> Short problem
Gather from the listing below each line that includes the word "React", and copy it.
▼▼▼
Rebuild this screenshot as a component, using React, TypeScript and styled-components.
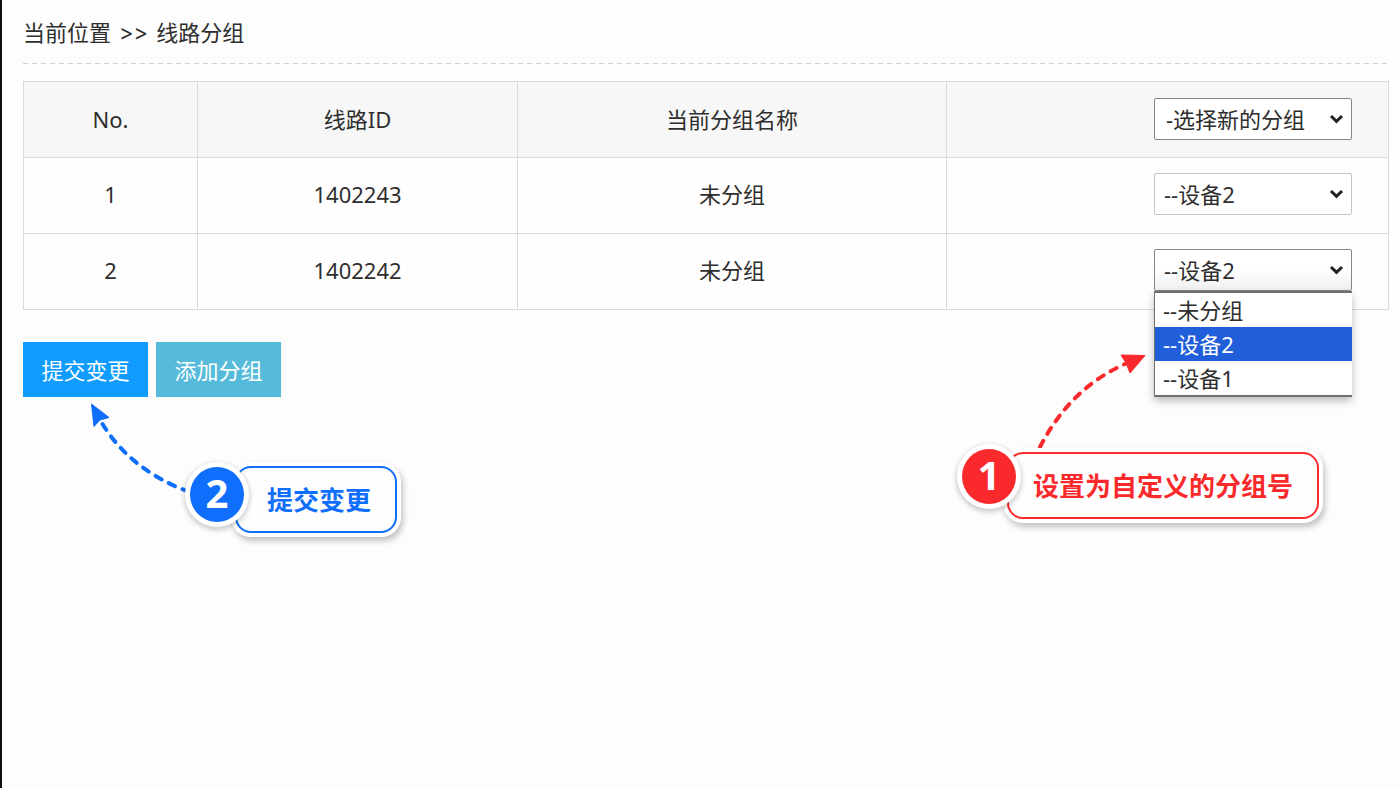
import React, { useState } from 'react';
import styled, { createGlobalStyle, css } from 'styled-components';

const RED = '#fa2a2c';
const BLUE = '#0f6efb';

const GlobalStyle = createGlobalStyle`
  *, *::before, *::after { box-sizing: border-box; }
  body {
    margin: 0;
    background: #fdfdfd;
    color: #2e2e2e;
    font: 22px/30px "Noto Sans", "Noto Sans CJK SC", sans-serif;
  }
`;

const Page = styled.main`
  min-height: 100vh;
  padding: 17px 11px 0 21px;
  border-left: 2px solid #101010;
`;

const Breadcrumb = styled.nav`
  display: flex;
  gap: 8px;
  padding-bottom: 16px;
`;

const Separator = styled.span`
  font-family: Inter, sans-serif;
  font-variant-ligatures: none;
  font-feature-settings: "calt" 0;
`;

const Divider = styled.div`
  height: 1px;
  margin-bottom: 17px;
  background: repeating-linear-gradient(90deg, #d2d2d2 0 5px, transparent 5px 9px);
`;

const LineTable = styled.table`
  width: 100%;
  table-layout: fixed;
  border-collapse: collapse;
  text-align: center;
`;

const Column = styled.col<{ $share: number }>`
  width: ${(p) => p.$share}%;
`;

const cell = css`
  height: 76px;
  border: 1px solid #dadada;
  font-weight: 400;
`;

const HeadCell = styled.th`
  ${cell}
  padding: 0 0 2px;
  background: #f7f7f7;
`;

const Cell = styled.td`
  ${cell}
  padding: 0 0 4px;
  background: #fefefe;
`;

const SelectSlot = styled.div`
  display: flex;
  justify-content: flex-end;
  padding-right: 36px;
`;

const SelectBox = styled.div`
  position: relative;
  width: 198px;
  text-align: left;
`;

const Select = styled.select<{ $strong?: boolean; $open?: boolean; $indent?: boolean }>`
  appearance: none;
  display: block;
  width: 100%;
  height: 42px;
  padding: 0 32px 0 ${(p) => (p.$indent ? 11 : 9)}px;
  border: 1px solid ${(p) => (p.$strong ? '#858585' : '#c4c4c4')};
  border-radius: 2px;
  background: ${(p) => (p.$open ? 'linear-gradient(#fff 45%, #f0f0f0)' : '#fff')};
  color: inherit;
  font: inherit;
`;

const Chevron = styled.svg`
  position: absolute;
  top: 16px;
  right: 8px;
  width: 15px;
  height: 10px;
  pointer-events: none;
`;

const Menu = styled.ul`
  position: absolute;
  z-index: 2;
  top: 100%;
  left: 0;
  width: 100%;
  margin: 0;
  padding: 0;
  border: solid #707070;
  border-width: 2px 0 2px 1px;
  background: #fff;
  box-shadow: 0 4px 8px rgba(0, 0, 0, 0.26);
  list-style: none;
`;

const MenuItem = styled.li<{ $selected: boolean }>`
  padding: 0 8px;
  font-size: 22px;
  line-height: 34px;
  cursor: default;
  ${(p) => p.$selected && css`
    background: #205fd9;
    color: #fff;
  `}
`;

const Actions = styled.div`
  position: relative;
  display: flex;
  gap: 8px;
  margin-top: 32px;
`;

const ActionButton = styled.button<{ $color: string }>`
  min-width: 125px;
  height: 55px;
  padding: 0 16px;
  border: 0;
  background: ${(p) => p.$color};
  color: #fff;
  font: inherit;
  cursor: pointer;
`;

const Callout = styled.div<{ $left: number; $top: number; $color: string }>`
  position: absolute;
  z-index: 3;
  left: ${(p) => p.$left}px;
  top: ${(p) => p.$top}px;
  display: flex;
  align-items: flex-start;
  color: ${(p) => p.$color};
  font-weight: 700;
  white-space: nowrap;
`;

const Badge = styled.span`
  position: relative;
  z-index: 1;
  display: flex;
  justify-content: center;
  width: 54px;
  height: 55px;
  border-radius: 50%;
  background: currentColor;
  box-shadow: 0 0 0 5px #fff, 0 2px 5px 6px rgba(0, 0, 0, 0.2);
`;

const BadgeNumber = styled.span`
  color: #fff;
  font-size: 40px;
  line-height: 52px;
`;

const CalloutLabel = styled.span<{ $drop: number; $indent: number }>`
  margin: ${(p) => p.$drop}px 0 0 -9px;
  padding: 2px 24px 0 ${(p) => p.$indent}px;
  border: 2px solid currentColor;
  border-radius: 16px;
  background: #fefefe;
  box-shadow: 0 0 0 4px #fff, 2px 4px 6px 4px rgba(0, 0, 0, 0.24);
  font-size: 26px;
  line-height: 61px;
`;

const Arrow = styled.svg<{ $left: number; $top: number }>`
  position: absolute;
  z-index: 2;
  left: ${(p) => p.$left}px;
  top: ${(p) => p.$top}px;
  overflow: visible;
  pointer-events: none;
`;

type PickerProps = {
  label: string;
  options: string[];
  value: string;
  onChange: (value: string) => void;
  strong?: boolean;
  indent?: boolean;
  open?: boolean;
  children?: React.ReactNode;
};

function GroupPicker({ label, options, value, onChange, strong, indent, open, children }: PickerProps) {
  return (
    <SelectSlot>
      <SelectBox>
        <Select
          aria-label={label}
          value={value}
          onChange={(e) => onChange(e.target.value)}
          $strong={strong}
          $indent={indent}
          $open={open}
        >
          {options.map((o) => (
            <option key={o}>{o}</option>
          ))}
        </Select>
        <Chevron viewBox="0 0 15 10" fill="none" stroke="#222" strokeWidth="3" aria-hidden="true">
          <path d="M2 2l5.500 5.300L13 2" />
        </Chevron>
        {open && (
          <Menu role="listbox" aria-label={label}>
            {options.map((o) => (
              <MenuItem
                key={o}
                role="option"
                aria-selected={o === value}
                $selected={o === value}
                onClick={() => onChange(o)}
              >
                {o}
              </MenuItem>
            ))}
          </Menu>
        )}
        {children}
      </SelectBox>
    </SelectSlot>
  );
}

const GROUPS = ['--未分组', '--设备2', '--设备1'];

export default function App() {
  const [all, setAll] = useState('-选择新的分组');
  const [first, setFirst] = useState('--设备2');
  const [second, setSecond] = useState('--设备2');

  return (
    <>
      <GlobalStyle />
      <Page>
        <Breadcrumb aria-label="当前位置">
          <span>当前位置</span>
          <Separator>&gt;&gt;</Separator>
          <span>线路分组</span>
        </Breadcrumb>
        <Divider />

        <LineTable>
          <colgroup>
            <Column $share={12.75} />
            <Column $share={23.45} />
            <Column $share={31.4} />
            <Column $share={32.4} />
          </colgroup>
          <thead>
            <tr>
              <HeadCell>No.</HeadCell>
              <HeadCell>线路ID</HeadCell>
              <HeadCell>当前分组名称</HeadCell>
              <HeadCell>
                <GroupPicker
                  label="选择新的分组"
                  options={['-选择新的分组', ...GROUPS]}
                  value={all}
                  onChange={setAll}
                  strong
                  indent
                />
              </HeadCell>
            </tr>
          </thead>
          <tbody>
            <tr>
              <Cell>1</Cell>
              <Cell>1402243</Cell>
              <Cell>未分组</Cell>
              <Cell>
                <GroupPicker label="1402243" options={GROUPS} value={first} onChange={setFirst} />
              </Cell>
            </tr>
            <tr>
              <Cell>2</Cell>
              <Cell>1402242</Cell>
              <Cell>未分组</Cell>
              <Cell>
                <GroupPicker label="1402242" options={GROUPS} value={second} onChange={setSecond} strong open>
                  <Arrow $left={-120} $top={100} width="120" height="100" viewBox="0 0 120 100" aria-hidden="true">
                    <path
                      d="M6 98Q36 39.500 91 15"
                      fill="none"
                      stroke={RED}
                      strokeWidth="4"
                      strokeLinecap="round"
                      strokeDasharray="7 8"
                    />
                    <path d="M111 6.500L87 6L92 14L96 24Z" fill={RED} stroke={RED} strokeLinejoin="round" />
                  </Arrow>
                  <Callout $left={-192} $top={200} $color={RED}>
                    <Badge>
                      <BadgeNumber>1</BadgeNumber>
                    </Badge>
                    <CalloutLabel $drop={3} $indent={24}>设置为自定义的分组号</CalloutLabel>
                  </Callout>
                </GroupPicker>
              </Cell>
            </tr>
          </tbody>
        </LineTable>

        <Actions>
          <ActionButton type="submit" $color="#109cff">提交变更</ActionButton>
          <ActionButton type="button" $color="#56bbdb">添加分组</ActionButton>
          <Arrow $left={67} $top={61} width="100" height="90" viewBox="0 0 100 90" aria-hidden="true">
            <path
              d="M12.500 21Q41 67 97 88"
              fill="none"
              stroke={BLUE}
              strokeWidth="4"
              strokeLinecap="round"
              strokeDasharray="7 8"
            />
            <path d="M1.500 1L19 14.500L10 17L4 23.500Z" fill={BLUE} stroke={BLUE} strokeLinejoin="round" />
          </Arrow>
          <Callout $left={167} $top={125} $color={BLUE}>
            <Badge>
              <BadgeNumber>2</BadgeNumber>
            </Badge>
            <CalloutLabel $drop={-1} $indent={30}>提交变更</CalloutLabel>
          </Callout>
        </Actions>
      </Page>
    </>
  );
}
▲▲▲
> Answer to this exercise
Rebuild this screenshot as a component, using React, TypeScript and styled-components.
import React, { useState } from 'react';
  children?: React.ReactNode;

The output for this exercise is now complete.